** Supplied information **
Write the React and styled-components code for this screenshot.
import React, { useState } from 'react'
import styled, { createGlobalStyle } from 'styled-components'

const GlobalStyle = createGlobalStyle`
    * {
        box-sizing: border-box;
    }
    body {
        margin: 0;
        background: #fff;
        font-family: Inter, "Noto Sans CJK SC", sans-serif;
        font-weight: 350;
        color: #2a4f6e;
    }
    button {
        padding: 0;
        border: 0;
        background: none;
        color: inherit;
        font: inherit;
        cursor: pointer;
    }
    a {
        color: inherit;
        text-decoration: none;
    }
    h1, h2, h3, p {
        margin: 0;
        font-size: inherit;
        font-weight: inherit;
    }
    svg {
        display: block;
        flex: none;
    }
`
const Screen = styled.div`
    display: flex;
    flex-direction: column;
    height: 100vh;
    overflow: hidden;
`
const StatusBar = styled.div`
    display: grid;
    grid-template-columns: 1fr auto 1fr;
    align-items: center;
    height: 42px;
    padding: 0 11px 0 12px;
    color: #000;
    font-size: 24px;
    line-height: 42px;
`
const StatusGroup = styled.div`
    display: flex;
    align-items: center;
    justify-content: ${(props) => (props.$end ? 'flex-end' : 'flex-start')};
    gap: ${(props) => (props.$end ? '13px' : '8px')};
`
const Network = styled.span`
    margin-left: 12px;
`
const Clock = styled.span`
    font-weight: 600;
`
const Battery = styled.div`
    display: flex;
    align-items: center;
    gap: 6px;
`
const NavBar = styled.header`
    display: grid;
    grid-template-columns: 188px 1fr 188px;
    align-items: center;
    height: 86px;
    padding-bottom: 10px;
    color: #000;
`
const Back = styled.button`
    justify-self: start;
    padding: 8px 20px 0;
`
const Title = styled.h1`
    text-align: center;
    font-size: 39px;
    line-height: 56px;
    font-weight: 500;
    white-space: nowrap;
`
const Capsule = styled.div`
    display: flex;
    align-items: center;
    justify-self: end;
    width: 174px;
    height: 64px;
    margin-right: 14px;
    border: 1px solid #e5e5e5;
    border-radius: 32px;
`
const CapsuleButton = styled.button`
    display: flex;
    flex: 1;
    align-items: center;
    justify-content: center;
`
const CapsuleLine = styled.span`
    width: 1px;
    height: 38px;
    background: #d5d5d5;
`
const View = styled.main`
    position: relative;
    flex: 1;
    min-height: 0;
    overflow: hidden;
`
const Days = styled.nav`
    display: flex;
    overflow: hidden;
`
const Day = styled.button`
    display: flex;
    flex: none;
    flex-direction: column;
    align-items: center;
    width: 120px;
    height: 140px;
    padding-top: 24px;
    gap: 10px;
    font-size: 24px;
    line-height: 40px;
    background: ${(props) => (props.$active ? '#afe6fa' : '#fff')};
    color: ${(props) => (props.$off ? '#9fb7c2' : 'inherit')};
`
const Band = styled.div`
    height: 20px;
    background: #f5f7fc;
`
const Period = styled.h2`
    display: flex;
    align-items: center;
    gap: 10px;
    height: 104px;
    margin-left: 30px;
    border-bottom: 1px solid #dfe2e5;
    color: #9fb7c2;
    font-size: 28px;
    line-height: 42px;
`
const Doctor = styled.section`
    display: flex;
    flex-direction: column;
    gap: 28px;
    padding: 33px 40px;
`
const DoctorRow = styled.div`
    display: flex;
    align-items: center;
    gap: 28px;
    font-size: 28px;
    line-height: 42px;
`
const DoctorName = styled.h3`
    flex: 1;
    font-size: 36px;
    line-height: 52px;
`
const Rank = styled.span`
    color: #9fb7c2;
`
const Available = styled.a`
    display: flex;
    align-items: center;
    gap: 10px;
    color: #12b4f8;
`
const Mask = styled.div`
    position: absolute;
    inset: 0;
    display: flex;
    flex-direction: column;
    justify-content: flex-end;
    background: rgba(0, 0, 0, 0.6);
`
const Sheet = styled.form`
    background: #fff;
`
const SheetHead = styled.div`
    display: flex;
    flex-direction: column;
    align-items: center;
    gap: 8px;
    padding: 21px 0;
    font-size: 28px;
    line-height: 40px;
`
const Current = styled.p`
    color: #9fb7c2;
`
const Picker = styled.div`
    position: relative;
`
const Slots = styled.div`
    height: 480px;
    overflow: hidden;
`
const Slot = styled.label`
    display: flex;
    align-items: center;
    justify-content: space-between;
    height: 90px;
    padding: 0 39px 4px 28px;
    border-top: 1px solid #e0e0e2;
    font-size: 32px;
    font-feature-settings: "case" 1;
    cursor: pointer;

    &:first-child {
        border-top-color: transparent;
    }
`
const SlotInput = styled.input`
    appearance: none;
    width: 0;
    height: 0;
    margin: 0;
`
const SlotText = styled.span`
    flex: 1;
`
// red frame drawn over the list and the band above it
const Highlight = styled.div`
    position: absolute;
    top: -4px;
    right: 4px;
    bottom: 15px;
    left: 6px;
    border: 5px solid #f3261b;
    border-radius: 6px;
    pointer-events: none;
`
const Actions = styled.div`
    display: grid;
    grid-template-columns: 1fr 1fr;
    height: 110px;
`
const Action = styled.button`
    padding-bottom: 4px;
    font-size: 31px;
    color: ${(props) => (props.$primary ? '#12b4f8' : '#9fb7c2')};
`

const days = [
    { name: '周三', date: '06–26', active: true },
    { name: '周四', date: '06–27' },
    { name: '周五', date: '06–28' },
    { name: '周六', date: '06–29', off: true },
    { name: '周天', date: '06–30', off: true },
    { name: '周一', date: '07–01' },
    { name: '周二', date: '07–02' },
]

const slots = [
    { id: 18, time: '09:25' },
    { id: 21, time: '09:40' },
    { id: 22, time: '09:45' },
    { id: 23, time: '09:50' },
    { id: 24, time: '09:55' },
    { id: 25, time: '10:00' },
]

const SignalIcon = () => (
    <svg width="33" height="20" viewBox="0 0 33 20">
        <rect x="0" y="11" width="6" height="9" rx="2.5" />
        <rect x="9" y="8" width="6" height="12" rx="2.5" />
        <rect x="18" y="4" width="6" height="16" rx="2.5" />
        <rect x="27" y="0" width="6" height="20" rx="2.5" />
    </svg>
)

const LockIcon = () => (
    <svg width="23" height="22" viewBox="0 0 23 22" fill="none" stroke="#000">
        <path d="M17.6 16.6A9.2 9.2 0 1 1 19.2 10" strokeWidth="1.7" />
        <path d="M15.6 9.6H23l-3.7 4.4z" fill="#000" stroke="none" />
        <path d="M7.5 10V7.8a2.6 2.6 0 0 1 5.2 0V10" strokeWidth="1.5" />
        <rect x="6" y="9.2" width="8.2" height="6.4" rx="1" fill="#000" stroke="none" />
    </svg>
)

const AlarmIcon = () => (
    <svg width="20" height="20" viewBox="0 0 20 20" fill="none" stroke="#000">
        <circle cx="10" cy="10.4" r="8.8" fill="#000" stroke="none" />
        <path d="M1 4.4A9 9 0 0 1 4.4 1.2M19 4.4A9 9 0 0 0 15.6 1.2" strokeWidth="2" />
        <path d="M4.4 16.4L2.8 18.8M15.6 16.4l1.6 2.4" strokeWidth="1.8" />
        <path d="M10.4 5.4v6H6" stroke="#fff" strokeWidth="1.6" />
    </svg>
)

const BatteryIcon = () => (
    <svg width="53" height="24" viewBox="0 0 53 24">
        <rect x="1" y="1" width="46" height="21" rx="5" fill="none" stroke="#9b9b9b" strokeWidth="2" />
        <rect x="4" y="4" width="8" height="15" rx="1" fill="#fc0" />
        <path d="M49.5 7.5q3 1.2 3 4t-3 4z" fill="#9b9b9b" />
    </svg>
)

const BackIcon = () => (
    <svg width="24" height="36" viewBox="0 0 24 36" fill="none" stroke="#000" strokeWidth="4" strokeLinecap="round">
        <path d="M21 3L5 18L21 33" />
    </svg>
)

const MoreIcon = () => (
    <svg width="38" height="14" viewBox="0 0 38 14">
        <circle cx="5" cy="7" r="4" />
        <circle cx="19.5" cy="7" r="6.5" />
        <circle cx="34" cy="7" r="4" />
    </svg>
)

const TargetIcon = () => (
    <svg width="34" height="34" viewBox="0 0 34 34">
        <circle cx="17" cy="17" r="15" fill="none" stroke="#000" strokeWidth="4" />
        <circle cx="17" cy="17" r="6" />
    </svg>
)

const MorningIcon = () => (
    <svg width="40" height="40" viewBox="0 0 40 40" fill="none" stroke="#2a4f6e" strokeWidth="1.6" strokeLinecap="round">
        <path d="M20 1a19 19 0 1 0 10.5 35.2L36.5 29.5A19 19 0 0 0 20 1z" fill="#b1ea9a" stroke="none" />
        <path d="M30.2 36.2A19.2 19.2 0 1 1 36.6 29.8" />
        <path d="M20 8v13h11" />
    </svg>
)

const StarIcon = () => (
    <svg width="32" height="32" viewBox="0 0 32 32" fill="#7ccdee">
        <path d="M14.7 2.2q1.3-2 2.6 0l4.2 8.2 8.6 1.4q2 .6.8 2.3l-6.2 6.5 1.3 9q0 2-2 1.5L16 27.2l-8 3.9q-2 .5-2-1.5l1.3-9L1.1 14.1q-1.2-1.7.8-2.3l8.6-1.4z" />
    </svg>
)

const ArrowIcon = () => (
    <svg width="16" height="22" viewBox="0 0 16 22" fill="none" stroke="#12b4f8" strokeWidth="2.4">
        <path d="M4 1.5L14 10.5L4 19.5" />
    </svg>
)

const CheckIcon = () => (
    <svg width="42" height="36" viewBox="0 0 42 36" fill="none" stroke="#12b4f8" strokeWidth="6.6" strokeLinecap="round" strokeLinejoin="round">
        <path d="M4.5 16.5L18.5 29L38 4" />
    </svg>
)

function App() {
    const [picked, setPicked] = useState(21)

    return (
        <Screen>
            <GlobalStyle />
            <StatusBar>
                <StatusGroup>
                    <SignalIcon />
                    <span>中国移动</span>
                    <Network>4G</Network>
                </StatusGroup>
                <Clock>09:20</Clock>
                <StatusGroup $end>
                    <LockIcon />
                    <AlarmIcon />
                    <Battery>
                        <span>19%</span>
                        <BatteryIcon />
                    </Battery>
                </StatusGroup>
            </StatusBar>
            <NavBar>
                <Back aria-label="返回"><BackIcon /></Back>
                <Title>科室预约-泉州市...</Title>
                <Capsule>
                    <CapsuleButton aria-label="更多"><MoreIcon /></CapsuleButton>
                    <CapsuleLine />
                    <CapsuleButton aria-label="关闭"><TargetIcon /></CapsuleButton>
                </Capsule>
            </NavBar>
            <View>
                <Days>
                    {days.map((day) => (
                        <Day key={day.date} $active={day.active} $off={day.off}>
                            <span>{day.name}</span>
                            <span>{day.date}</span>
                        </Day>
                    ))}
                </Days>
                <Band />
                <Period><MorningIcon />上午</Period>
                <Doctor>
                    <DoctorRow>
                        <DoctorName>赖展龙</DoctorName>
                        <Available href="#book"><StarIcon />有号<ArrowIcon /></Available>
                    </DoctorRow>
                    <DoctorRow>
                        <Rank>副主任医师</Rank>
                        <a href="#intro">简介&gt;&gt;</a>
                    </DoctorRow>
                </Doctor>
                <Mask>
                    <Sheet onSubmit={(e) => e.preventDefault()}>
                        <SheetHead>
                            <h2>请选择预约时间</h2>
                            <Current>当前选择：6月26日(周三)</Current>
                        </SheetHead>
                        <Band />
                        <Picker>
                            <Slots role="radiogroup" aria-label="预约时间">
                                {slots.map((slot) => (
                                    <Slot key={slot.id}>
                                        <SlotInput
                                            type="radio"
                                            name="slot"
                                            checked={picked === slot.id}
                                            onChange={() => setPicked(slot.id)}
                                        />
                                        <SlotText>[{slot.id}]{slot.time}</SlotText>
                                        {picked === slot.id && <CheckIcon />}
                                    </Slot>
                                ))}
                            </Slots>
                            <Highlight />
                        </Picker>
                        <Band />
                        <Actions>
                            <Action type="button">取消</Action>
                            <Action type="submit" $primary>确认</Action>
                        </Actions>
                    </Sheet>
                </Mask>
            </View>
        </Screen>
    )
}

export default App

--

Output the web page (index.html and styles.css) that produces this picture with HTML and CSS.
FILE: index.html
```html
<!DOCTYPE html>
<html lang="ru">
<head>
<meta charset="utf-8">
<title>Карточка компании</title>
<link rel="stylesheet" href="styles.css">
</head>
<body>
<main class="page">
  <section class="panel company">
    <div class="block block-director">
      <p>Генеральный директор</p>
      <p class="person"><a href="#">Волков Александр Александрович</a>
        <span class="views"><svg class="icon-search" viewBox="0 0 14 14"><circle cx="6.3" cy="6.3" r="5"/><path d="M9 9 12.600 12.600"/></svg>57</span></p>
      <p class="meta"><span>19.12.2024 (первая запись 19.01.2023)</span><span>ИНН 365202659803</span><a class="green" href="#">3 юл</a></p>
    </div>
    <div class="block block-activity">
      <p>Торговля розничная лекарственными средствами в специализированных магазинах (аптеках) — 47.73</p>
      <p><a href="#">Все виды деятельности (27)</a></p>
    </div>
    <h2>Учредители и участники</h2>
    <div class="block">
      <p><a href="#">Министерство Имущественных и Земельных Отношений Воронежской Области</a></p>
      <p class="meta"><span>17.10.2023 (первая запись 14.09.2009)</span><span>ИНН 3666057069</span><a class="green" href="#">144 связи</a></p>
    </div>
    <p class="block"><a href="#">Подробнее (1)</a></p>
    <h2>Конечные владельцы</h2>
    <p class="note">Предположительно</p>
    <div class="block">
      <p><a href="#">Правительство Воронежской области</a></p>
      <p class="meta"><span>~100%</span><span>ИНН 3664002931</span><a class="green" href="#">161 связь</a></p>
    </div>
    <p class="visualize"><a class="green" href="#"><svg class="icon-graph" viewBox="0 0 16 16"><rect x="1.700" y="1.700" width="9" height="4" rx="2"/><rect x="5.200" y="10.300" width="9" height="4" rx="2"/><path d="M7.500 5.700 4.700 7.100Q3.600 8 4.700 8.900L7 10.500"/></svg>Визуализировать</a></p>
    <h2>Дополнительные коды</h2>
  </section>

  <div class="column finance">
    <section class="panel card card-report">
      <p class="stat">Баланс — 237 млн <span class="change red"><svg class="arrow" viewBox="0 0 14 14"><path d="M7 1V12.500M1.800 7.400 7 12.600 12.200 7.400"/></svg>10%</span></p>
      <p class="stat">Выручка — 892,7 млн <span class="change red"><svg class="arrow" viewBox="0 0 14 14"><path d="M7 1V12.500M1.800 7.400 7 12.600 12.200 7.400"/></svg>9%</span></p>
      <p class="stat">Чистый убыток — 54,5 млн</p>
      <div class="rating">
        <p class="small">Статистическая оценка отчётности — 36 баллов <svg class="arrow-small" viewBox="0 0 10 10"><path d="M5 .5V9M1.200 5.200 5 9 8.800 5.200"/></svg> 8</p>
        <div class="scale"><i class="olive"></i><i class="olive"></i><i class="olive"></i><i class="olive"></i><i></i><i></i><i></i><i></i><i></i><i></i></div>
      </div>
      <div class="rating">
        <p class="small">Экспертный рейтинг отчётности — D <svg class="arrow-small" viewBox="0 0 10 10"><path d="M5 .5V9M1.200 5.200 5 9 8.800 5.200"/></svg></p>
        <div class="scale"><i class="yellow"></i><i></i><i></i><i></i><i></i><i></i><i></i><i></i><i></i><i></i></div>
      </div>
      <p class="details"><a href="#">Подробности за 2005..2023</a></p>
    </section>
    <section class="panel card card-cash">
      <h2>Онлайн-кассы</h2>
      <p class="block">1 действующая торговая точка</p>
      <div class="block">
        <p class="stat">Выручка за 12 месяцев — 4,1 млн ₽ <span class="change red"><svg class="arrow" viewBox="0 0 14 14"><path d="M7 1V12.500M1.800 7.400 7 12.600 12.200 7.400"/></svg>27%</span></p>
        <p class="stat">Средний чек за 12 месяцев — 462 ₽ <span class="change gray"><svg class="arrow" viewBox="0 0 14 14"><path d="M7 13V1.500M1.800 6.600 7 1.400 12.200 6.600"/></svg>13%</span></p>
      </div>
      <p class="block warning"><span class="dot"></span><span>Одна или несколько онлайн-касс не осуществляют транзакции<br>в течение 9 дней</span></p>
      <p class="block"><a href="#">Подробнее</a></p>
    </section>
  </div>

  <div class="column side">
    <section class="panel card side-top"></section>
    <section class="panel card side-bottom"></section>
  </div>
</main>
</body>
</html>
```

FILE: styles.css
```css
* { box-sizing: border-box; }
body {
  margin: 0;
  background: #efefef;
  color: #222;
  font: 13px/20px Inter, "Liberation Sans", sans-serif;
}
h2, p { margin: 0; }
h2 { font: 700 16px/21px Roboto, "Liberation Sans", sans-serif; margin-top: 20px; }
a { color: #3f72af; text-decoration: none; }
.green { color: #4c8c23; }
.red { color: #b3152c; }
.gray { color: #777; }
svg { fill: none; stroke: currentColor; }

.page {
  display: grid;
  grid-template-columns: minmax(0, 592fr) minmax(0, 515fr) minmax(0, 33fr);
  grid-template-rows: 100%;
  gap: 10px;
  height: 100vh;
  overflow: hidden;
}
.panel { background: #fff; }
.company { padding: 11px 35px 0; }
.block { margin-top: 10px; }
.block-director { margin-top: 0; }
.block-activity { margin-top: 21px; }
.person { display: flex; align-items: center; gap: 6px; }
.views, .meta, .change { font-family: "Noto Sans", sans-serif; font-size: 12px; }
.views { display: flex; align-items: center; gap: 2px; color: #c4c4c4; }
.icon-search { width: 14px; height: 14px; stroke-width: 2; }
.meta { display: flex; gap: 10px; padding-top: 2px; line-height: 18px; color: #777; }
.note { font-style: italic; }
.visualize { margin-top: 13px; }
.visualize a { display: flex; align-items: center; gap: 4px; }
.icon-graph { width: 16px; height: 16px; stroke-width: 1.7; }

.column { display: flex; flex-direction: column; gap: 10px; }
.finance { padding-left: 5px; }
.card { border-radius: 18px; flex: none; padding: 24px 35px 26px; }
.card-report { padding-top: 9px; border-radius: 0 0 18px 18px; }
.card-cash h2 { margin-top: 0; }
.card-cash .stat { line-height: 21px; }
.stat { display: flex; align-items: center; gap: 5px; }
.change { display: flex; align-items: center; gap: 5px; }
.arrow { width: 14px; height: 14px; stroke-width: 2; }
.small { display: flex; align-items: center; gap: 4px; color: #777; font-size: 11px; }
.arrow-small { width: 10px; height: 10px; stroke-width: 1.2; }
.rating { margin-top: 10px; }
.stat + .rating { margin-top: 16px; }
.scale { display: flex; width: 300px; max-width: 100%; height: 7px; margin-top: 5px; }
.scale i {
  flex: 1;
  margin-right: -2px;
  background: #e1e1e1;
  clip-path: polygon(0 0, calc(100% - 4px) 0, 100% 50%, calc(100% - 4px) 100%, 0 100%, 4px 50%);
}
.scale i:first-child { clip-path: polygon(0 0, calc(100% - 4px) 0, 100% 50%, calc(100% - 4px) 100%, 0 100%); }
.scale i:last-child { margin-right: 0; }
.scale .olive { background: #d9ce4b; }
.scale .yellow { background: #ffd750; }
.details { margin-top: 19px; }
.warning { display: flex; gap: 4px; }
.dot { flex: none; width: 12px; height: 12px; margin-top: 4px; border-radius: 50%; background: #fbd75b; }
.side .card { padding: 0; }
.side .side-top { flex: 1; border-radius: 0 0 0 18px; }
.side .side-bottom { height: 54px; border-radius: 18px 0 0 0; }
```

** Brief **
Copy every line of the records above that holds the word "components".

** Answer to the exercise **
Write the React and styled-components code for this screenshot.
import styled, { createGlobalStyle } from 'styled-components'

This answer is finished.